Are US retailers using new tariffs to grab extra margin?

According to a Wall Street Journal report, washer and dryer prices in the US climbed 20% in the three months through June - the steepest rise in at least 12 years. It appears as if US retailers are increasing prices in excess of what would be expected from the impact of the recently introduced tariffs. Are they using it as an opportunity to grab extra margin?  A 20% tariff applies to the cost price, so its impact on the retail price should be considerably less.

Netflix subscriber growth slows

The Wall Street Journal reported that Netflix added 5.2 million paid subscribers during the second quarter, which was around one million subscribers shy of the company's forecast. Despite its slowing momentum, Netflix still confirms, as evidenced by Blockbuster's demise, that certain retail verticals will progressively shift exclusively online. Netflix isn't the only video content streaming service, and every customer that shifts to digital in this space means fewer DVD sales.    

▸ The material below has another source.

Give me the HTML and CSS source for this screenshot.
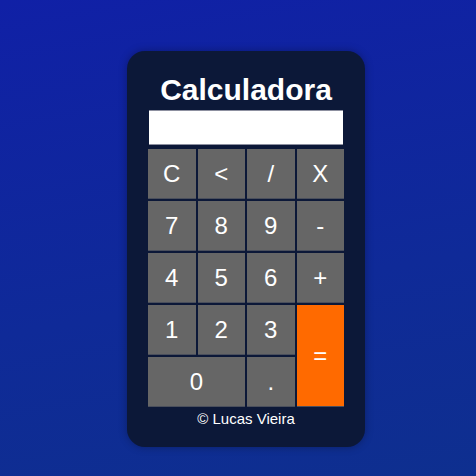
FILE: index.html
```html
<!DOCTYPE html>
<html lang="pt">
<head>
<meta charset="utf-8">
<title>Calculadora</title>
<link rel="stylesheet" href="styles.css">
</head>
<body>
<main class="calc">
  <h1 class="title">Calculadora</h1>
  <div class="display"></div>
  <div class="keys">
    <button class="key">C</button>
    <button class="key">&lt;</button>
    <button class="key">/</button>
    <button class="key">X</button>
    <button class="key">7</button>
    <button class="key">8</button>
    <button class="key">9</button>
    <button class="key">-</button>
    <button class="key">4</button>
    <button class="key">5</button>
    <button class="key">6</button>
    <button class="key">+</button>
    <button class="key">1</button>
    <button class="key">2</button>
    <button class="key">3</button>
    <button class="key key-eq">=</button>
    <button class="key key-zero">0</button>
    <button class="key">.</button>
  </div>
  <p class="footer">© Lucas Vieira</p>
</main>
</body>
</html>
```
FILE: styles.css
```css
html, body {
  margin: 0;
  height: 100%;
}
body {
  background: linear-gradient(170deg, #1020a6 0%, #0f2a98 60%, #0e2f8f 100%);
  font-family: "Liberation Sans", Arial, sans-serif;
  display: flex;
  justify-content: center;
  align-items: flex-start;
  padding: 51px 0 0 16px;
  box-sizing: border-box;
}
.calc {
  width: 196px;
  padding: 21px 21px 20px;
  background: #0c1838;
  border-radius: 18px;
  box-shadow: 0 0 8px rgba(0, 0, 0, 0.3);
  display: flex;
  flex-direction: column;
  align-items: center;
}
.title {
  margin: 0;
  color: #fff;
  font-size: 30px;
  font-weight: bold;
  line-height: 35px;
}
.display {
  flex-shrink: 0;
  margin-top: 3px;
  width: 194px;
  height: 33px;
  background: #fff;
  border-top: 1px solid #8d90a0;
  border-bottom: 1px solid #8d90a0;
}
.keys {
  flex-shrink: 0;
  margin-top: 4px;
  width: 196px;
  display: grid;
  grid-template-columns: repeat(4, 1fr);
  grid-auto-rows: 50px;
  gap: 2px;
}
.key {
  border: none;
  margin: 0;
  padding: 0;
  background: #666666;
  color: #fff;
  font-family: "Liberation Sans", Arial, sans-serif;
  font-size: 24px;
  box-shadow: inset 0 -1px 0 #4a4f5c;
}
.key-eq {
  grid-column: 4;
  grid-row: 4 / span 2;
  background: #ff6a00;
}
.key-zero {
  grid-column: 1 / span 2;
}
.footer {
  margin: 3px 0 0;
  color: #fff;
  font-size: 15px;
  line-height: 17px;
}
```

Google's AU chief engineer calls for AI rules

The AFR reported that Google's chief Australian engineer has called for government and businesses to decide rules for Artifical Intelligence (AI), sooner rather than later. The article notes that there are many ethical, societal and economic questions about AI that still need to be resolved. For example, governments are grappling with the impending challenge of automation-led jobs disrupting multiple sectors and the increasing sentience of systems will soon pose science-fiction-like ethical questions about how humans should interact with AI. Contradictory to many media reports, and inline with our own thinking, the Google boss believes that AI should be viewed as a multiplier of human ingenuity and not a replacement for it.